● WORK INSTRUCTIONS: Using the listing below, extract each line that has the word "this" in it.

● GIVEN INFORMATION:
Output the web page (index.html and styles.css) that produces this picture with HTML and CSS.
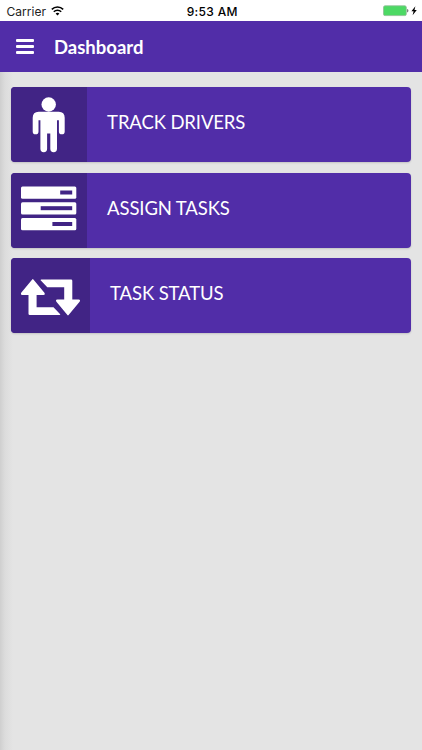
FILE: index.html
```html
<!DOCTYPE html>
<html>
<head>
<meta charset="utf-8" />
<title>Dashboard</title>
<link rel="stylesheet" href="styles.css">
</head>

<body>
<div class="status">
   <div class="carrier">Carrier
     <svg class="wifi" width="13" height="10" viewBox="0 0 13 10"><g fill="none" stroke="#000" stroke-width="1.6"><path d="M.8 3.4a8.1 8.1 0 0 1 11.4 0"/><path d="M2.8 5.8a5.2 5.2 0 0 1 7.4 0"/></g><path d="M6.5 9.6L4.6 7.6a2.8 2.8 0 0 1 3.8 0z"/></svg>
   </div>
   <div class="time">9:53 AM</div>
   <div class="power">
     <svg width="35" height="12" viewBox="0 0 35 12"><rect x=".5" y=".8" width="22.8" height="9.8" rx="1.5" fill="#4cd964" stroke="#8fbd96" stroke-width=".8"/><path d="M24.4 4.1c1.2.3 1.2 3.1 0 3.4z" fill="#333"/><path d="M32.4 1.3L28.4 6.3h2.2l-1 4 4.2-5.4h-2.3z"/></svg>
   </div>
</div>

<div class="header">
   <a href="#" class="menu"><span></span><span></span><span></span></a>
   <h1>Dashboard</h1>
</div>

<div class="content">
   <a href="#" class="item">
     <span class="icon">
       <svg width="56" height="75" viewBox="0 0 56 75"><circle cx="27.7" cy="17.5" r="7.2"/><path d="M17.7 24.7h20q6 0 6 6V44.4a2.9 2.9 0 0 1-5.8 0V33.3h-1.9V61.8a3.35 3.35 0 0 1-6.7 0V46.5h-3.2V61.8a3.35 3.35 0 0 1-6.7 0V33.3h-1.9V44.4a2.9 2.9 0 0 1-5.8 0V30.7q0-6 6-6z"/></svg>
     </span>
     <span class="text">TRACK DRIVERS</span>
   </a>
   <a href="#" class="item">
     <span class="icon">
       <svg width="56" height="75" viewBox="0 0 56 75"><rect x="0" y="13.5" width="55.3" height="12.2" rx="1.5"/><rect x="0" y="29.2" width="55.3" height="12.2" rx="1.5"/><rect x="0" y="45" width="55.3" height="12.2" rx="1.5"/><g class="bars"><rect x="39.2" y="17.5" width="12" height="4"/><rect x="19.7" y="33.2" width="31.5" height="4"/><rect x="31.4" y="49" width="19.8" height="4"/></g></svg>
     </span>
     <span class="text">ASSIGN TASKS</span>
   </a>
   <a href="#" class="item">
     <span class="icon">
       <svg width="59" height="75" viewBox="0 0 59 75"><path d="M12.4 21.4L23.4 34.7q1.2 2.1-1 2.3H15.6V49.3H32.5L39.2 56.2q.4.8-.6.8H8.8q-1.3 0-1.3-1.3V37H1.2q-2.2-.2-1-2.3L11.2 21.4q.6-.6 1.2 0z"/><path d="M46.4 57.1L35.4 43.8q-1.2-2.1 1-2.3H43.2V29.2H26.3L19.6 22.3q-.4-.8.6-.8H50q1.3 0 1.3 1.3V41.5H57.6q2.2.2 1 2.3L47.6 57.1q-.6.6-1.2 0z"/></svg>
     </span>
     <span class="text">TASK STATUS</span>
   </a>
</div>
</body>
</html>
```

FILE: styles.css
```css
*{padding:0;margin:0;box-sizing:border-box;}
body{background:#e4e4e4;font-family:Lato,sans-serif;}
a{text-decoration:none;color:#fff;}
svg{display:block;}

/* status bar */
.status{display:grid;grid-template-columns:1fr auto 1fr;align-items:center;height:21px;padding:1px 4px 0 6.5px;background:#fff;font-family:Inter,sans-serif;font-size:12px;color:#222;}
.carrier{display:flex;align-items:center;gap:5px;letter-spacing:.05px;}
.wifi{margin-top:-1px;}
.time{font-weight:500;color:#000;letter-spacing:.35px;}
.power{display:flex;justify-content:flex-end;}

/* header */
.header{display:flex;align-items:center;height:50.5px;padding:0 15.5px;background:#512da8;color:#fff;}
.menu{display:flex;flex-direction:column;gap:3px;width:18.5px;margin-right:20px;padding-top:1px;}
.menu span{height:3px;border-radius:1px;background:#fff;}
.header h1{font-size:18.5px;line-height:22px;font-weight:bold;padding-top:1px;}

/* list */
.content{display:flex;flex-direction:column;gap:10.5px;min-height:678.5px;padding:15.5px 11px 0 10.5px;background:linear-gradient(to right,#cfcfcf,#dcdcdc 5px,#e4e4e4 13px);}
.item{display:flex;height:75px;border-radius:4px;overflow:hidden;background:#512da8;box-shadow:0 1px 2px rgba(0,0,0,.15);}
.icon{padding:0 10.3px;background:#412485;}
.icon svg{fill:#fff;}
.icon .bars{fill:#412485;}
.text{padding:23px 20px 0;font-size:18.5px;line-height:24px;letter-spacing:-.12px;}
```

--

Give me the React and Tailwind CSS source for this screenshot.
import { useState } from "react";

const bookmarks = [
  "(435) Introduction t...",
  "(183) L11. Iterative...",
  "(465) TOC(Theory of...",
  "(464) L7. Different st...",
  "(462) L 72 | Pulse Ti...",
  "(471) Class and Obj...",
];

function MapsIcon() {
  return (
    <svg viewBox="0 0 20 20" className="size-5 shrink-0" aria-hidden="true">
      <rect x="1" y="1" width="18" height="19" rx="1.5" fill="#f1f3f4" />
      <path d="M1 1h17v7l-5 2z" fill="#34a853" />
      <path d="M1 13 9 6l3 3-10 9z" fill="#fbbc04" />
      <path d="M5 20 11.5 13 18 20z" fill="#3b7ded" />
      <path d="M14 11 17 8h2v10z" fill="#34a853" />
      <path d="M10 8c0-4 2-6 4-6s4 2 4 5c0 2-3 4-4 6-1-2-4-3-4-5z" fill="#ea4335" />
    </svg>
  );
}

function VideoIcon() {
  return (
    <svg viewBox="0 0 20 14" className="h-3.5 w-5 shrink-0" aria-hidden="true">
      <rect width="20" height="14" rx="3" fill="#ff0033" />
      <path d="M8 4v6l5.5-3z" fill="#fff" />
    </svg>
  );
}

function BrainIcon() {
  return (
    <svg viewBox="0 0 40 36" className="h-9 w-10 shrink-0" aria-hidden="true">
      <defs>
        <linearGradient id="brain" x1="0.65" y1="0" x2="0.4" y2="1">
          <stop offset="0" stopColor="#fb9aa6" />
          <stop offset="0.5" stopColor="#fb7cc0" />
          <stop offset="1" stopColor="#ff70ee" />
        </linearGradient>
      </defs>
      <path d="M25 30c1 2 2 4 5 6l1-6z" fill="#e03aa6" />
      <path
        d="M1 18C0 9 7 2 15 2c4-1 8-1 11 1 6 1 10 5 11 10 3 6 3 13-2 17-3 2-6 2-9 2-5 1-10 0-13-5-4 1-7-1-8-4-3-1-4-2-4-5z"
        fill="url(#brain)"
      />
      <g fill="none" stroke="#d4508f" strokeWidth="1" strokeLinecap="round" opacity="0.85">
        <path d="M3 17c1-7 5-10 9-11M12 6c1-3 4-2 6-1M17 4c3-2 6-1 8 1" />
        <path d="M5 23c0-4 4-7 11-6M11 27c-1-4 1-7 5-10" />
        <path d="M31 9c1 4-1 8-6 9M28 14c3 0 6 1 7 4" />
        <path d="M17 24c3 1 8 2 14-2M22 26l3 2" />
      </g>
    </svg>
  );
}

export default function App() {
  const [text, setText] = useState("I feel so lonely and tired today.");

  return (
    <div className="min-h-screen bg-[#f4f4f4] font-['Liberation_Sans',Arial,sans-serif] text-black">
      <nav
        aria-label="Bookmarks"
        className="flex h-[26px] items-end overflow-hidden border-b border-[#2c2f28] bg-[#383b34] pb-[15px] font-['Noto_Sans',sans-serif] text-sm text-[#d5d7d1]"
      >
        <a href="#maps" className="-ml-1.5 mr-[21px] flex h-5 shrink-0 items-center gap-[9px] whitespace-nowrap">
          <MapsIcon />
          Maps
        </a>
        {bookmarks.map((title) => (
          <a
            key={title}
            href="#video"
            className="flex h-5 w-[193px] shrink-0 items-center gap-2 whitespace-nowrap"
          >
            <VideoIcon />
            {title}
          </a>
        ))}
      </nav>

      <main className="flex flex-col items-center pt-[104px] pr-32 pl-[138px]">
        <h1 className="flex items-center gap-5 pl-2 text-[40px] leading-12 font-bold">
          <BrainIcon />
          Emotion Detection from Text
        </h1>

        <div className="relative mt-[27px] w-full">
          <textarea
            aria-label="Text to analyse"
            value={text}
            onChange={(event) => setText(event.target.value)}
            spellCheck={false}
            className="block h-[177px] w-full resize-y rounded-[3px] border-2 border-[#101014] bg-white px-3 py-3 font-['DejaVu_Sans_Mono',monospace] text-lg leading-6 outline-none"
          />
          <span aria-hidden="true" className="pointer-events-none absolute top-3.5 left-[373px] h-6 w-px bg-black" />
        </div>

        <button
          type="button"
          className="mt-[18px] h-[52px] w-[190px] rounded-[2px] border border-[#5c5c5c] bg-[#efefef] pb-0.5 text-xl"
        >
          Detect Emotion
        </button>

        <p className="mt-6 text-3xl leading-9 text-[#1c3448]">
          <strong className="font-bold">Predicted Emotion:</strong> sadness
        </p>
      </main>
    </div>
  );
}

● PROBLEM SOLUTION:
Output the web page (index.html and styles.css) that produces this picture with HTML and CSS.
Give me the React and Tailwind CSS source for this screenshot.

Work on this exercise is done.